You are currently viewing Green Cloud Computing: Saving Energy through Technology

Green Cloud Computing: Saving Energy through Technology

The rapid expansion in data centers, due to the exponential growth of the cloud computing has caused the dramatic increase in energy consumption and its effect on the environment in terms of the carbon footprints. To reduce the power consumption, it is required to develop some energy efficient solutions. The Green Computing is the practice of executing policies and the procedures to improve efficiency of the computing resources in such a way as to reduce the energy consumption and environmental impact of their utilization. Green Cloud Architecture is rising from these trends leading, not only to energy efficiency, but also a carbon emission aware concept. In order to reduce energy consumption, a greener environment needs to be built.
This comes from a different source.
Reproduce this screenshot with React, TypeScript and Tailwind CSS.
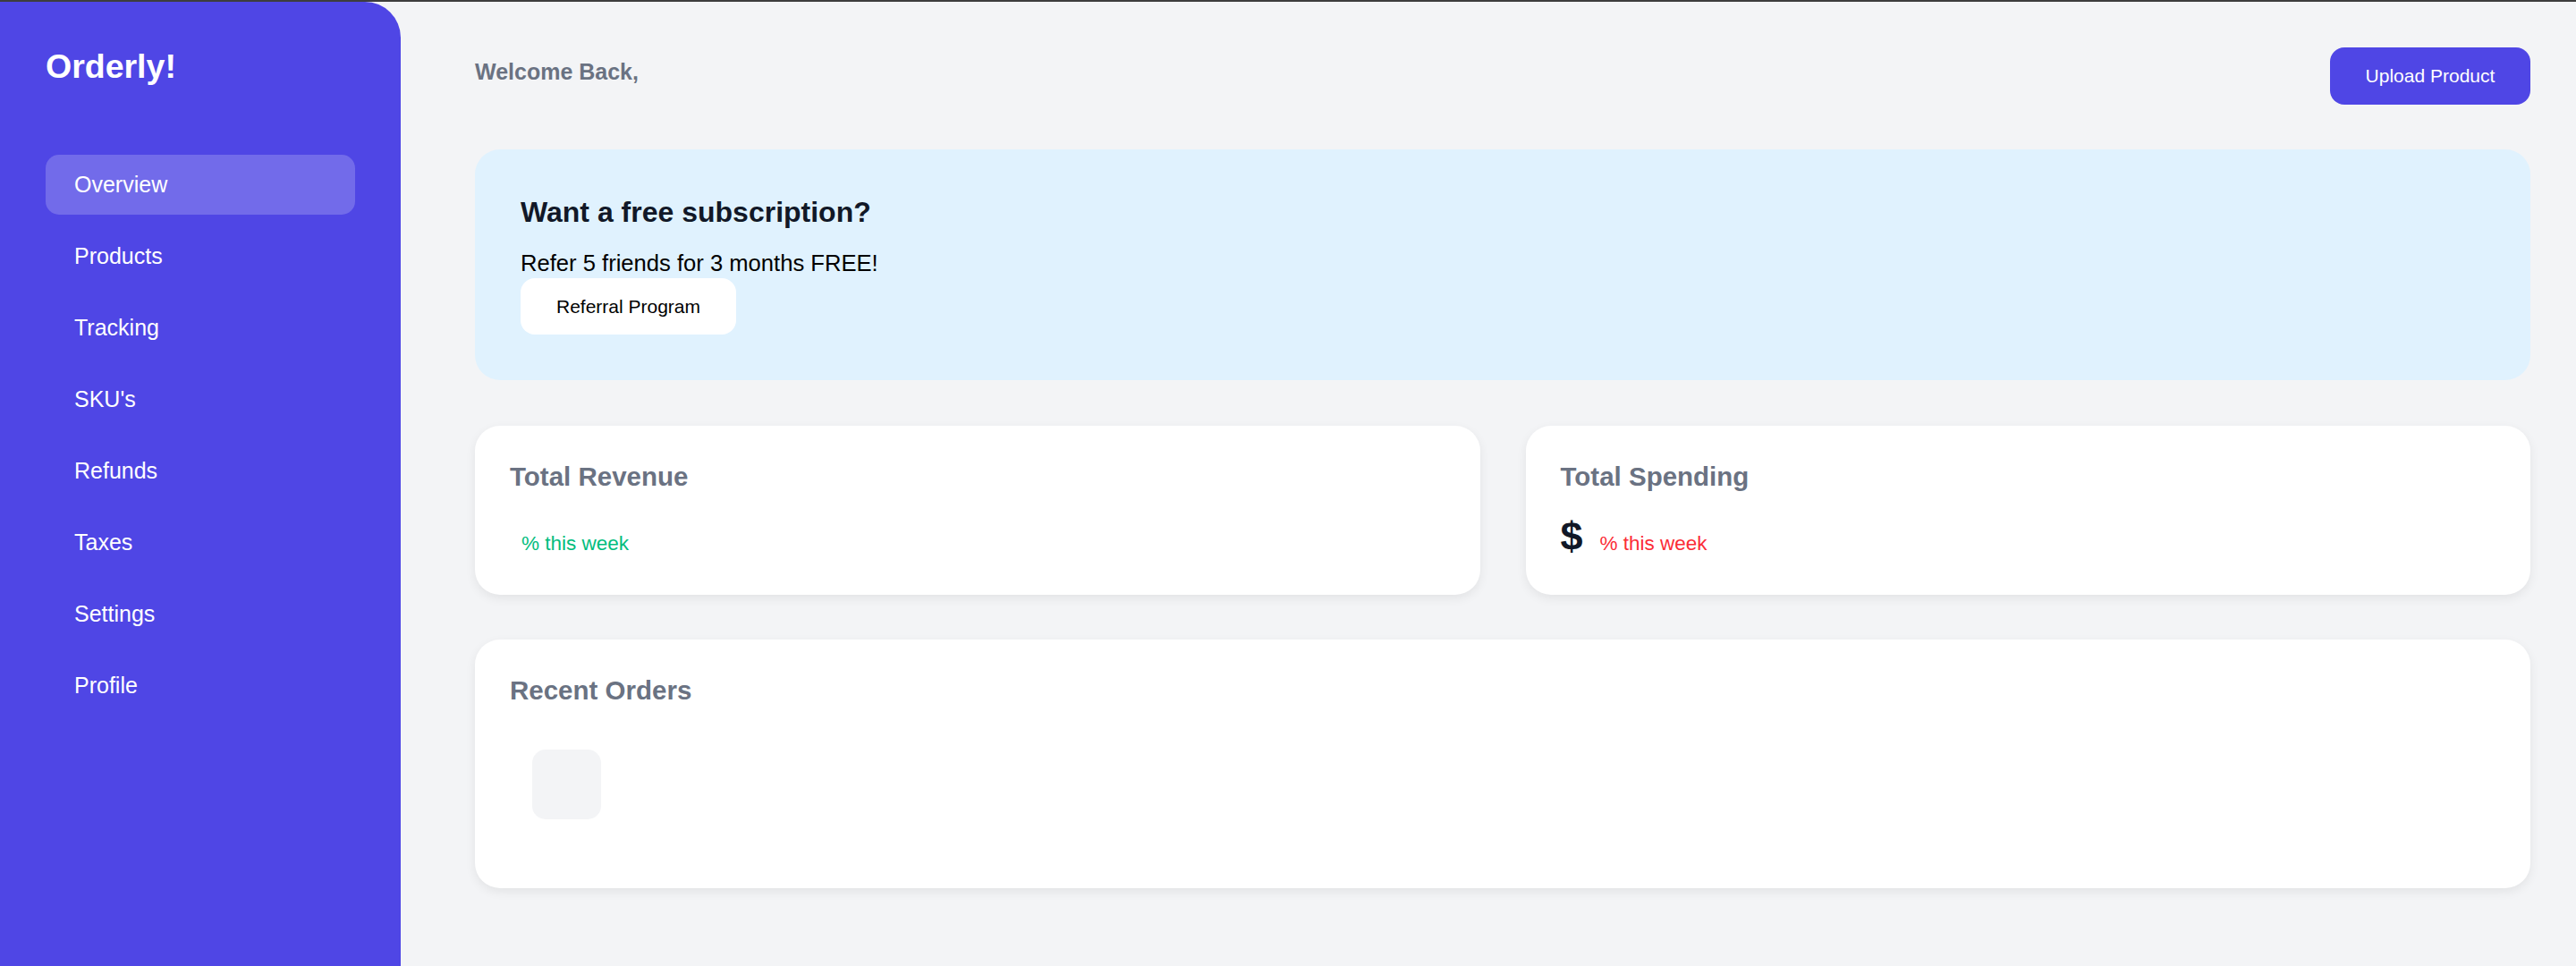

Among all industries, the information communication technology (ICT) industry is arguably responsible for a larger portion of the worldwide growth in energy consumption. The goal of green cloud computing is to promote the recyclability or biodegradability of defunct products and factory waste by reducing the use of hazardous materials and maximizing the energy efficiency during the product’s lifetime.
Energy to be saved
The objective is to reduce power consumption of the data center. It offers the features like online monitoring, live virtual machine migration, and optimization of Virtual Machine Placement. Through this proposed Green Cloud Architecture, energy up to 27% can be saved. The need to manage multiple applications in a data center creates the challenge of on-demand resource provisioning and allocation in response to time-varying workloads. Data center resources are statically possessed to applications, based on the peak load characteristics, in order to provide performance guarantees and to maintain the isolation.
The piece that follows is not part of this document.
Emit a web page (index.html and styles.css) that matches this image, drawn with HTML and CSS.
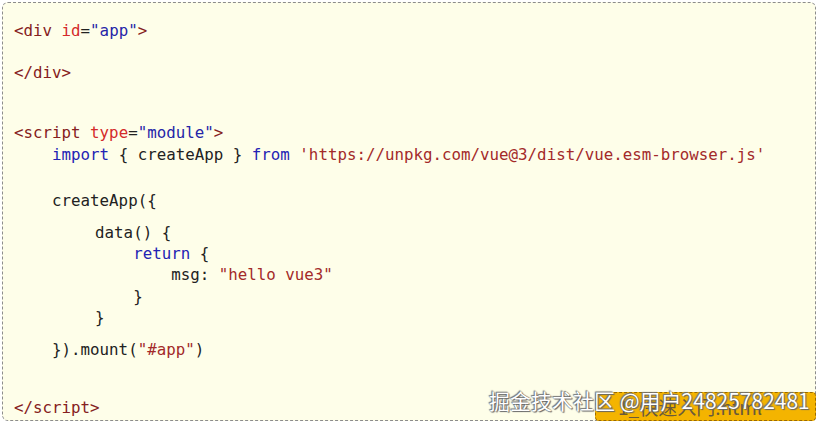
FILE: index.html
```html
<!DOCTYPE html>
<html lang="zh">
<head>
<meta charset="utf-8">
<title>code</title>
<link rel="stylesheet" href="styles.css">
</head>
<body>
<div class="page">
  <div class="code">
    <div class="ln"><span class="tag">&lt;div</span> <span class="attr">id</span>=<span class="val">"app"</span><span class="tag">&gt;</span></div>
    <div class="ln g21"><span class="tag">&lt;/div&gt;</span></div>
    <div class="ln g39"><span class="tag">&lt;script</span> <span class="attr">type</span>=<span class="val">"module"</span><span class="tag">&gt;</span></div>
    <div class="ln g1">    <span class="kw">import</span> { createApp } <span class="kw">from</span> <span class="str">'https://unpkg.com/vue@3/dist/vue.esm-browser.js'</span></div>
    <div class="ln g25">    createApp({</div>
    <div class="ln g11 inner">        data() {</div>
    <div class="ln inner">            <span class="kw">return</span> {</div>
    <div class="ln inner">                msg: <span class="str">"hello vue3"</span></div>
    <div class="ln g1 inner">            }</div>
    <div class="ln inner">        }</div>
    <div class="ln g11">    }).mount(<span class="str">"#app"</span>)</div>
    <div class="ln g37"><span class="tag">&lt;/script&gt;</span></div>
  </div>
  <div class="tab">1_快速入门.html</div>
  <div class="wm">掘金技术社区 @用户24825782481</div>
</div>
</body>
</html>
```
FILE: styles.css
```css
* { box-sizing: border-box; }
html, body { margin: 0; padding: 0; background: #ffffff; }
.page {
  position: relative;
  width: 825px;
  height: 427px;
  padding: 2px 9px 6px 2px;
}
.code {
  height: 419px;
  background: #fefee9;
  border: 1px dashed #8c8c8c;
  border-radius: 6px;
  padding: 17px 10px 0 11px;
  font-family: "DejaVu Sans Mono", "Liberation Mono", monospace;
  font-size: 15.8px;
  color: #222222;
}
.ln {
  white-space: pre;
  line-height: 21px;
  height: 21px;
}
.inner { padding-left: 5px; }
.g1 { margin-top: 1px; }
.g11 { margin-top: 11px; }
.g21 { margin-top: 21px; }
.g25 { margin-top: 25px; }
.g37 { margin-top: 37px; }
.g39 { margin-top: 39px; }
.tag { color: #852020; }
.attr { color: #d42a2a; }
.val { color: #2525a8; }
.kw { color: #2323b4; }
.str { color: #a32a2a; }
.tab {
  position: absolute;
  left: 595px;
  top: 392px;
  width: 221px;
  height: 29px;
  background: #f4b400;
  border: 1px dashed #9a6a00;
  border-radius: 4px;
  padding-left: 22px;
  font-family: "Noto Sans CJK SC", "DejaVu Sans", sans-serif;
  font-size: 19px;
  line-height: 27px;
  color: #6a5a3a;
}
.wm {
  position: absolute;
  left: 489px;
  top: 386px;
  font-family: "Noto Sans CJK SC", "DejaVu Sans", sans-serif;
  font-size: 21px;
  line-height: 28px;
  color: #ffffff;
  text-shadow: 0 0 1px #555, 1px 1px 1px #666, -1px -1px 1px #777;
  white-space: nowrap;
}
```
Energy-efficient resource management has been first introduced in the context of battery fed mobile devices, where energy consumption has to be reduced in order to improve the battery lifetime. Techniques which are developed for mobile devices also can be applied or adapted for servers and data centers; this kind of systems requires specific methods.
The primary method is to consolidate the Dynamic Voltage Frequency Scaling technique in an efficient way to maximize the resource utilization and to minimize energy consumption of the datacenters which will result in the reduced carbon footprints and thus will help more in achieving the Green Computing.
The Green Benefits
Cloud computing is the way to save money and energy for the business. Users emphasize Infrastructure as a Service (IaaS) and can improve their manageability and facilitate the maintenance of the resources. It means that benefit of business enterprises implicates to avoid spending on software and infrastructure resources, and allow business clients to focus on earning money rather than being weighted down with infrastructure concerns. Therefore, operating this model allows reducing the consummation of the power energy without spending money on running the servers. Moreover, with no servers to repair, the absence of hardware to upgrade and no software to install, labor costs are also reduced.
With SaaS software accesses usually through a browser-based client, i.e., it can run on virtually any authorized computer, making desktop and laptop resources easily replaceable. Thus, when the user also saves on the support, it doubles the impact and in fact increases green role in business. The employees can work remotely, traveling and moving from one place to another because they have fast access to the internet and the ability to use all the services at hand, on the other hand, it reduces the consumption of fossil fuels and the harmful pollution that results from vehicle emissions as well.
The reduction of energy and power consumption has become a first-order objective in the design of modern computing systems. The roots of energy-efficient computing, practices can be traced back to 1992, when the U.S. environmental protection agency had launched Energy Star, a voluntary labeling program which was designed to identify and promote the energy-efficient products in order to reduce the greenhouse gas emissions. Computers and monitors were the first labeled products. This has led to the widespread adoption of the sleep mode in electronic devices. The term “green computing” was introduced to refer to the energy-efficient personal computers.
Interesting Research Findings
While deploying data center, the sole concern is high-performance, and this demand has been fulfilled without paying much attention to the energy consumption. An average data center guzzles energy as much as 25,000 households. There is a necessity to move the focus to optimizing for energy efficiency while maintaining high service level performance than optimizing data center resource management for pure performance, as the energy cost is increasing while the availability dwindles. According to certain reports, the total estimated energy bill for data centers in the year 2010 was $11.5 billion and energy costs in a typical data center doubles every five years.
For the development of cloud computing and it to sustain green technologies is exceedingly essential. Of the numerous green methodologies enquired, the DVFS technology is a highly hardware oriented approach and hence it is less flexible.
Cloud computing is a highly scalable and cost-effective infrastructure for running an enterprise and the web applications. But the critical issue is the drastic surge in the energy consumption of data centers which is triggering by the growing demand for cloud infrastructure. Hence, the energy-efficient solutions are required which results in less number of carbon footprints and thus help in achieving greener computing.